On any humid morning along Boston’s Charles River you might be able to find Angela Fisher Ricks running or biking the tree-lined parkland paths with her husband or a friend. Angela is originally from Utah, but now lives in Boston where she graduated from the Harvard Graduate School of Education with a master’s degree with a focus in arts and technology in education.
Boston has become a true home for Angela, the place where she met her husband as they were both attending graduate school, and where she has found a fulfilling job developing online courses for the Harvard Business School, a job where she has the opportunity to work with faculty on the meaning of leadership, incorporating faculty ideas, and helping determine how to have an impact on students.
About her hobbies Angela says she “loves to bike, run, and cook, especially if my husband and I can cook together. He measures perfectly and I improvise. Together we are a great team. Some of our favorite types of meals to make together are Mexican, Indian, and Italian. We make an Italian sausage soup that is wonderful.”
Angela is reluctant to talk about herself, preferring instead to focus on the subjects she is passionate about, such as education. “My education was a gift. I had such amazing opportunities. I never imagined I would go to Harvard, it wasn’t even on my radar. But I had a cousin who was waitlisted there, and talking about it with her brought it into my realm of possibilities, especially in my last year of undergraduate work when I started thinking about what I was going to do after college. My major was in humanities. I enjoyed it, but I wanted to know what to do with my degree—I found out about the program at Harvard, and although I was scared to apply, scared that I would fail, I decided to take the risk.”
Angela wants all students, and particularly women to have the opportunity to get an education, and credits her mother with helping her to love learning, especially as she made the decision to attend graduate school. “Harvard was something I felt inspired to do. I applied, got in, and although I was scared about going, and was not sure that I could do it I realized that it was an opportunity that not everyone has. And when talking to one of my best friends, she pointed out that this was a major chance to help others, and to have the skills and abilities to bless others. I decided I would focus on helping others.”
Angela loves to talk about her experiences at Harvard. “I loved my graduate program, and I love my job. I have so many colleagues that have different experiences, different values, and different backgrounds—this is also one of the many things I love about living in Boston. There are so many people with unique stories to meet and learn from.“
Angela is a member of the Big Ocean media team, where she creates content, including graphic designs for the monthly campaigns and tenet themes, as well as creating social media posts. “There is so much potential with social media to have an impact and bring attention to issues that matter, and change minds. I want to be able to do that for Big Ocean.”
“My mom introduced me to Big Ocean. I really connected with a type of feminism that valued women and women and men working together—I love the Big Ocean tenets that place importance on interdependent relationships, such as valuing the role of fathers, and families. So often feminism seems to raise up women, which is admirable, but at the same time it can have a tone of putting down men. When women rise, it doesn’t just benefit women, but helps the whole community, but we have to do that in balance with men, who can be partners. It benefits men as well when they are able to share their talents and abilities.

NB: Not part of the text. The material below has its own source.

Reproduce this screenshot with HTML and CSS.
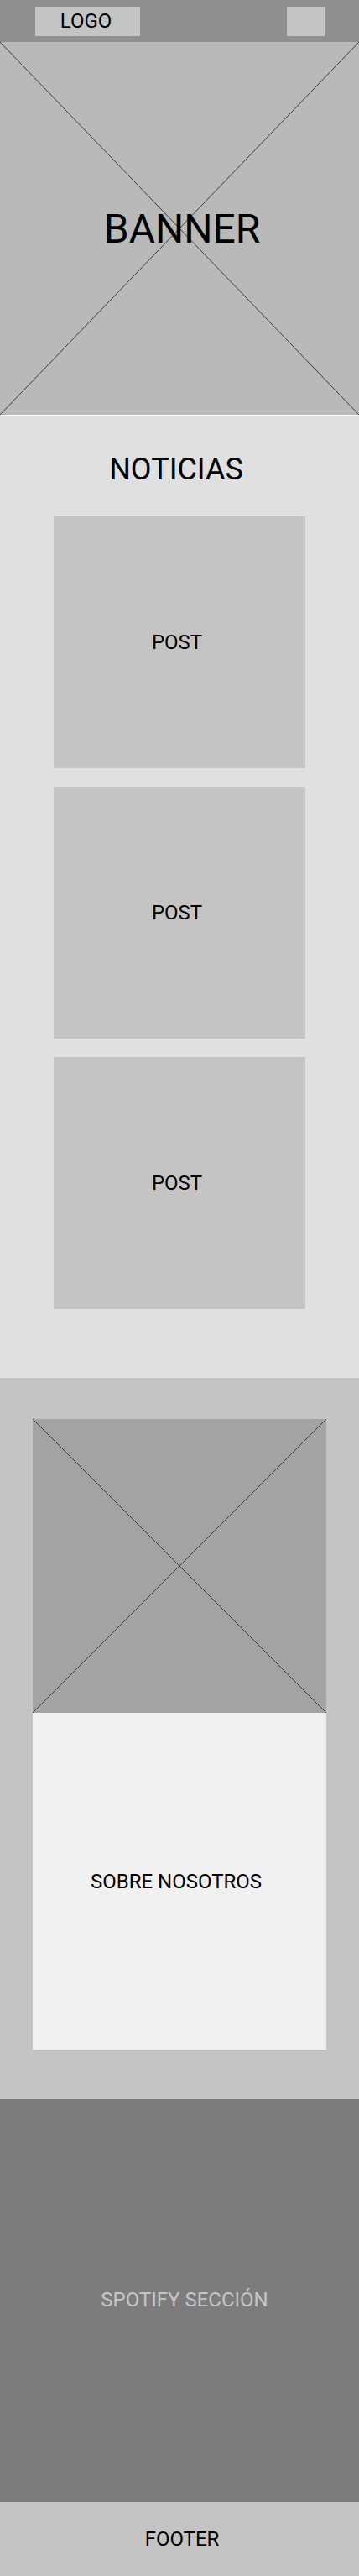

“My husband and I have differences, just like any other couple. Sometimes there is friction because of different values and backgrounds, but our strength is in those differences—if we were the same we wouldn’t need each other. I love it when we can leverage those differences to help each other move forward in powerful ways.”
Angela tries to have an outward focus in her life, to look for all of the ways she can be a positive impact in other’s lives. “I went to CSW (the United Nations Commission on the Status of Women) and had the chance to share the Big Ocean tenet on seeking learning and knowledge. I feel blessed to have people who have valued my education, and grateful for those who made the decisions that made it possible. My grandfather was a poor farm boy, but his mother emphasized the importance of studying. Because of her he became an attorney and passed on those values. He knew how important it was for his daughter and his granddaughters to be educated. But I ask myself, “What are we doing to help others get the chance to get an education and help them value those chances?”
“At one of the CSW panels a presenter from Nigeria spoke about IDP camps—internally displaced person camps, which are similar to those for refugees, but for people from within the country. She spoke about the hundreds of girls who have been kidnapped from schools, and held hostage by individuals who believe that girls should not go to school. This had such an impact on me.” As Angela reflected on her own experience with education, and the freedom she had, she talked about what a privilege it was to be able to learn and develop in knowledge. “Can you imagine being violently taken away from your family to prevent you from getting an education? We need to bring attention to situations like this, and so many others. Through education, through publicity, through social media and groups like Days for Girls, which works to ensure educational opportunities for girls around the world.”
As Angela talks about her experiences she is careful to emphasize her own abilities and her master’s degree as a means to an end. “Education is a tool, a way to seek learning and knowledge, and empower others to do the same. We need to elevate the voices of our global sisters—all those who are doing amazing things, and helping in their own communities, trying to change the world—how do we make their voices heard? We need to become a part of a community of people who care about the future of their children and their sisters. We are one drop, and there are many others who are also one drop in a Big Ocean of change.”